Feliciano estaba convencido de que eso de la fe religiosa era algo íntimo, de lo que uno no debía alardear y menos aún imponer a los demás. No entendía el empeño de que en las escuelas e institutos fuese una enseñanza obligatoria y constase además en el historial de los alumnos.
Tampoco entendía eso de que los profesores de religión estuviesen pagados por el estado, es decir por todos los contribuyentes, mientras a la par eran elegidos por los obispos. Ahora estos ponían el grito en el cielo ante la posibilidad de que las diferentes confesiones estuviesen en igualdad de condiciones y seguían en sus trece sobre la conveniencia de seguir impartiendo doctrina en las aulas, públicas y privadas.

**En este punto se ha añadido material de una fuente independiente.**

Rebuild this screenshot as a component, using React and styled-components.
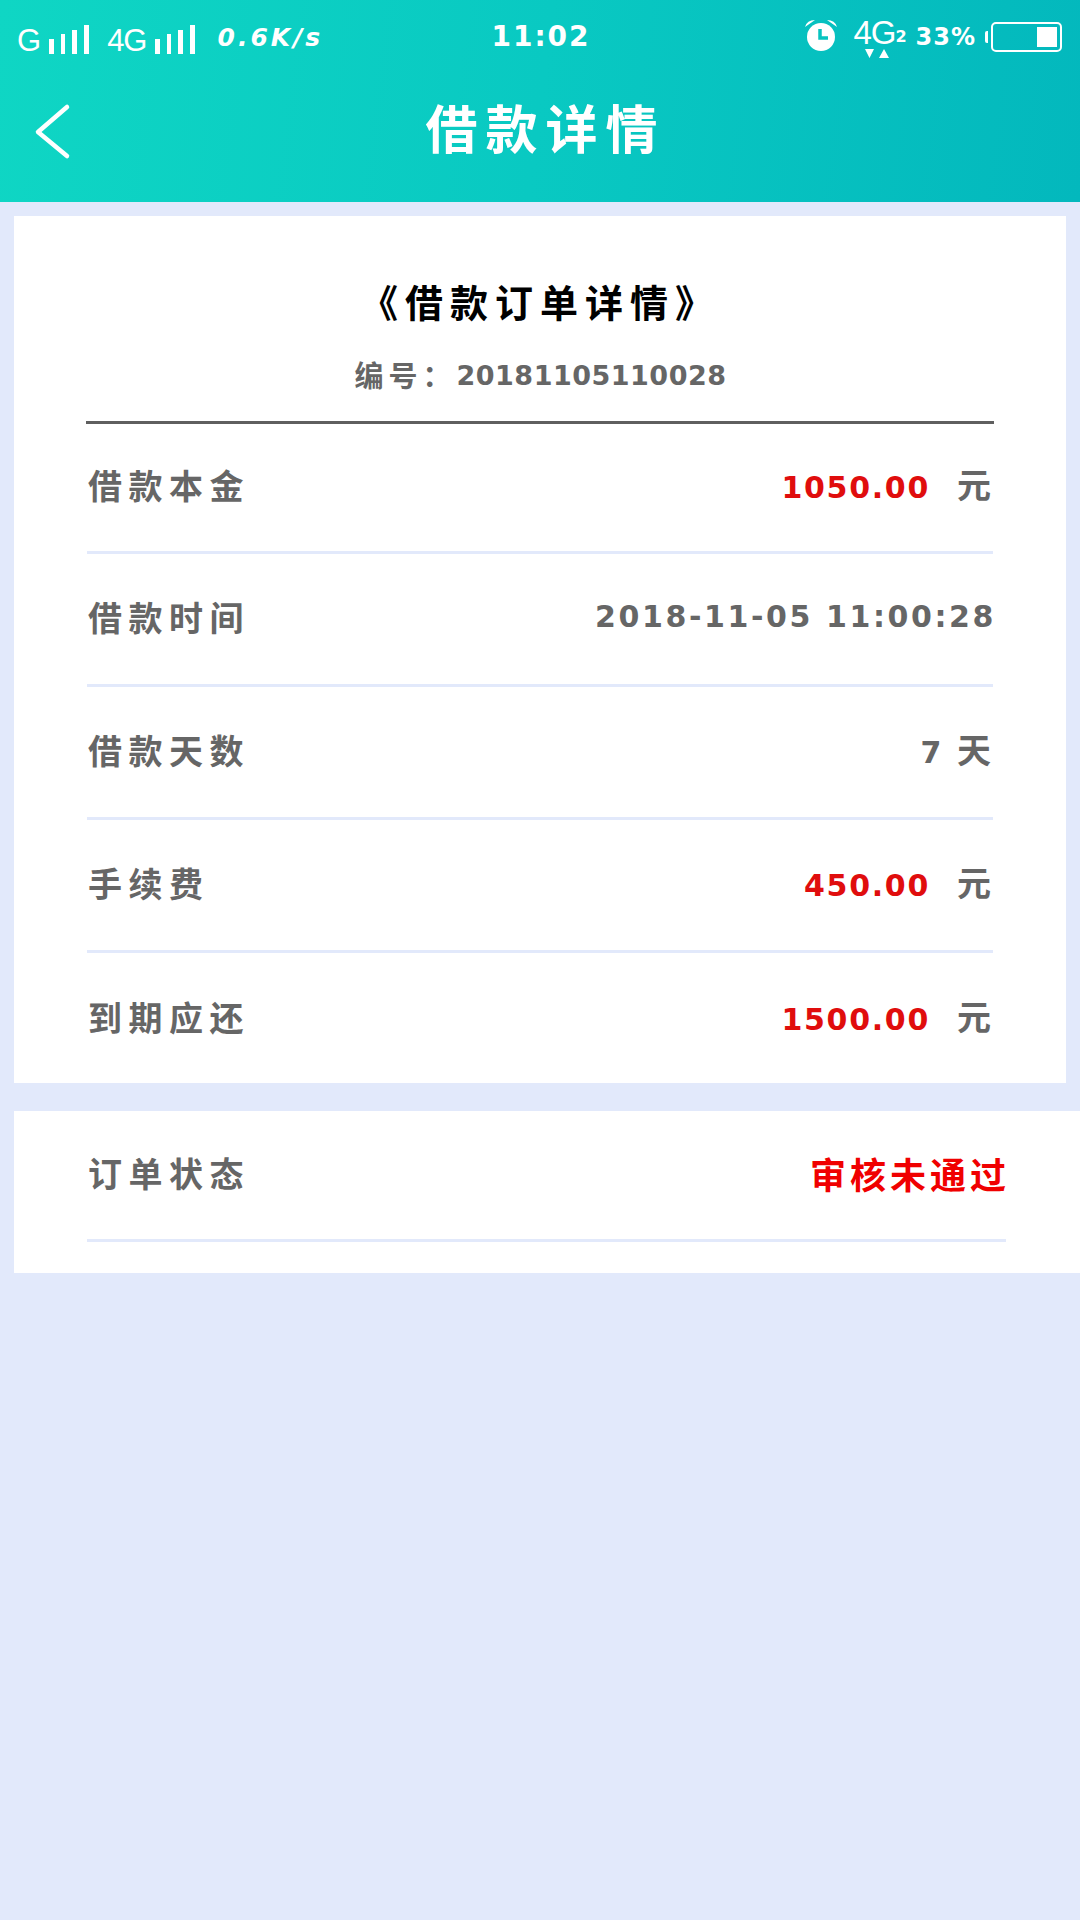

¿Cuánta gente debe pensar que si el Papa es infalible en materia de fe, porqué no lo va a ser cuando habla de los preservativos o de lo inconveniente que resulta el matrimonio entre personas del mismo sexo?
Se preguntaba Feliciano

Siempre concluía sus silenciosos monólogos, planteándose ¿Porqué no dejarán en paz a todo el mundo? Finalmente pensaba que los jerarcas de la Iglesia, como los actores, se deben a su público y como en la televisión, también debían funcionar y casi ser decisivos, los índices de audiencia. Seguramente muchos de los oyentes esperarían que a estas alturas no se cambiaría ni una coma de un guión de siglos, lo mismo en materia de fe que en asuntos de la vida común de los mortales, como si en ese tiempo la historia de los hombres se hubiese congelado.